O objectivo consiste em recuperar a dimensão da violência na guerra portuguesa de 1580 e em avaliar os diferentes impactos relativos às percepções por ela causados no corpo político de um reino teoricamente posto a salvo pelos seus estratos privilegiados e pelas suas instituições. Convém esclarecer, ao falar aqui de violência militar, que descartámos os aspectos que a historiografia castrense do século XIX e parte do XX costumava privilegiar, até à chegada da nova história militar em 1950, ou seja, a táctica e a estratégia dos exércitos, de resto quase sempre tingidos de nacionalismos. Por exemplo, as obras do escritor e político Serafín Estébanez Calderón, do homem da marinha Cesáreo Fernández Duro e do general Julián Suárez Inclán demonstraram a importância do contributo desta literatura, mas também revelaram os seus limites. Hoje são outros os aspectos e, sobretudo, as abordagens da violência bélica e parabélica que o historiador pode aproveitar para reconstituir situações passadas e entender fenómenos que, sob a sua aparência de semelhança com os actuais, se revelarão muito distintos por se enquadrarem em chaves mentais e contextos sociais já desaparecidos.
Nesta matéria, talvez o primeiro problema resida em construir uma definição de violência que, sem deixar de ser complexa, seja também operativa. A sociologia, a antropologia, a psicologia, a biologia, a teologia, a criminologia e a politologia debatem-no há já muitos anos. Os velhos e venerados nomes de Max Weber, Erich Fromm, Sigmund Freud, Norbert Elias ou, mais recentemente, Michel Foucault, surgirão sempre a par das relações entre violência e sociedade. Com eles aprendemos, no mínimo, a distinguir entre violência destrutiva (cuja finalidade é provocar a morte) e construtiva (a que procura celebrar a vida, como a violência lúdica ou a simbólica) e a não cair na armadilha de identificar mecanicamente a presença de gestos violentos com atraso e, correlativamente, a ausência de violência com progresso, sempre que se evite analisar o fenómeno violento a partir do discurso da segurança imposto pelo triunfo do direito penal. Tem sido uma vantagem poder estudar a violência sem a carga moral de outrora e focá-la, em contrapartida, como uma realidade biologicamente enraizada no ser humano, mas culturalmente modificada pela dinâmica social. Para o historiador, a violência (ou agressividade, como preferem dizer os psicólogos sociais) coloca, no mínimo, duas questões de peso: como designá-la e, em consequência disso, como tomar consciência de que com cada termo escolhido para o fazer podemos estar a proceder à sua legitimação. A partir do momento em que a violência contribui para organizar um poder, para mantê-lo ou aumentá-lo, a sua denominação, o modo como nos referimos a ela e a qualificamos, implica um exercício relativo à sua aprovação ou invalidação. Portanto, a violência, distinta do acto violento em si mesmo, constrói-se tanto social como historicamente, na medida em que cada época praticou a sua própria violência e a codificou de maneira diferente.

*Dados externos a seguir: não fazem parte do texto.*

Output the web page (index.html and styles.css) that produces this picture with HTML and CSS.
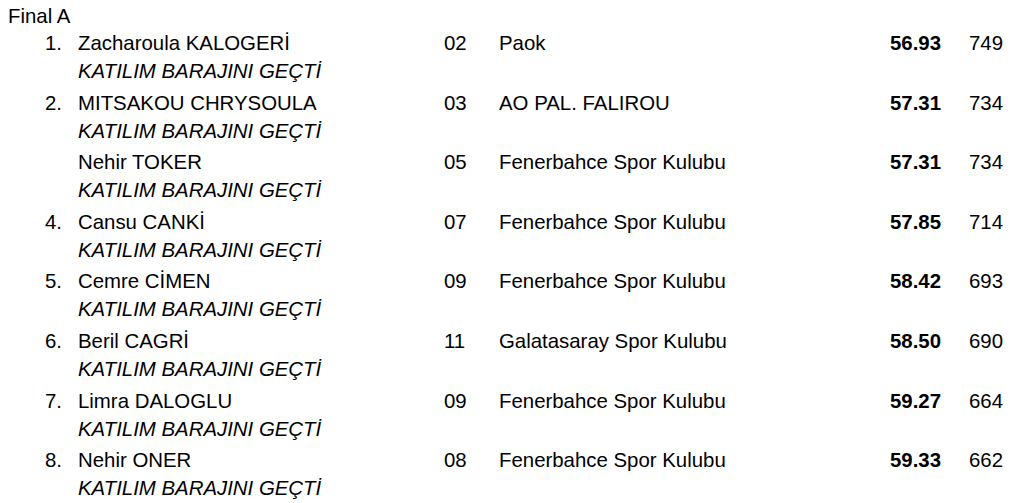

Neste sentido, a expressão violência militar que estas páginas acolhem foi escolhida para abarcar o mais possível a panóplia de agressões físicas e simbólicas que tiveram lugar entre os vários agentes implicados numa interacção temporal e geográfica muito concreta, a ocorrida no reino de Portugal entre finais da década de 1570 e começos da de 1580. Este período coincide com a implantação na Europa daquela que ficou conhecida como revolução militar, fenómeno que alguns historiadores pensam que teria feito com que a guerra, em geral, e os exércitos, em particular, incidissem sobre a população com uma intensidade muito superior à da Idade Média. É possível, e até provável, que assim acontecesse, mas sem perder de vista que os conceitos de violência que estavam em jogo e as formas que esta revestiu continuaram a obedecer maioritariamente ao código medieval, e que só a partir dele evoluíram. Deste modo, pôde mudar em grau quantitativo o que na essência conservou a sua natureza qualitativa». In Rafael Valladares, A Conquista de Lisboa, 1578-1583, Violência Militar e Comunidade Política em Portugal, Texto Editores, Alfragide, 2010, ISBN 978-972-47-4111-6.